Ford Motor is taking a major step back from its electric-vehicle ambitions, announcing roughly US$19.5 billion in charges largely tied to its loss-making EV operations, as the automaker pivots toward hybrids, extended-range vehicles and conventional gasoline models amid weakening EV demand.
The Wall Street Journal with the info. In brief:
The impairment is among the largest ever recorded by a U.S. industrial company and represents the clearest acknowledgment yet from Detroit that the transition to fully electric vehicles will take longer and be less profitable than previously expected. Ford has lost around US$13 billion on its EV business since 2023, underscoring the scale of the challenge.
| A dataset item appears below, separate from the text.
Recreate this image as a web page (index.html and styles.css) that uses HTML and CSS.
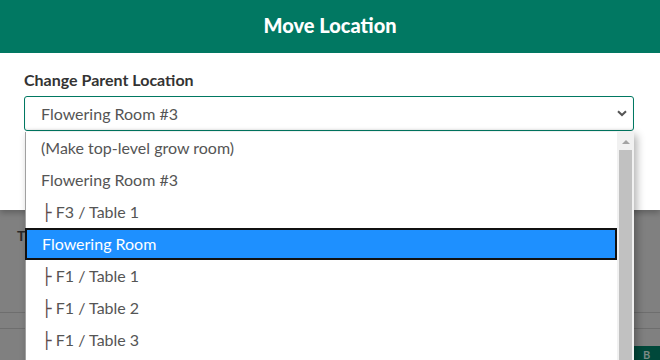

In response, the company said it will redeploy capital away from unprofitable EV assets and refocus investment on gas-powered vehicles, hybrids and extended-range electric models that combine battery power with onboard gasoline engines. These powertrains are seen as more commercially viable given current consumer preferences, infrastructure constraints and regulatory uncertainty.
Ford’s revised strategy includes discontinuing the fully electric version of its F-150 Lightning pickup in favour of an extended-range variant, reflecting softer-than-expected demand for large EV trucks. While the company is pulling back from high-cost EV bets, it reiterated plans to launch a US$30,000 electric pickup by 2027, positioning low-cost EVs as the core of its future electric offering in the U.S.
By 2030, Ford expects hybrids, extended-range vehicles and EVs to account for around 50% of its global sales volume, up from roughly 17% today, highlighting a shift toward a more gradual, diversified electrification path rather than a rapid transition to pure EVs.
Beyond vehicles, Ford will repurpose its Kentucky EV battery facility into a battery-storage business, targeting customers such as utilities, renewable energy developers and data centres supporting artificial intelligence workloads. While the move will result in layoffs for about 1,600 workers at the site, the company said it plans to hire thousands of new employees across its broader U.S. operations.
Overall, Ford’s retrenchment reflects a broader recalibration across the auto industry, as manufacturers confront the economic realities of EV adoption and seek profitability over speed in the energy transition.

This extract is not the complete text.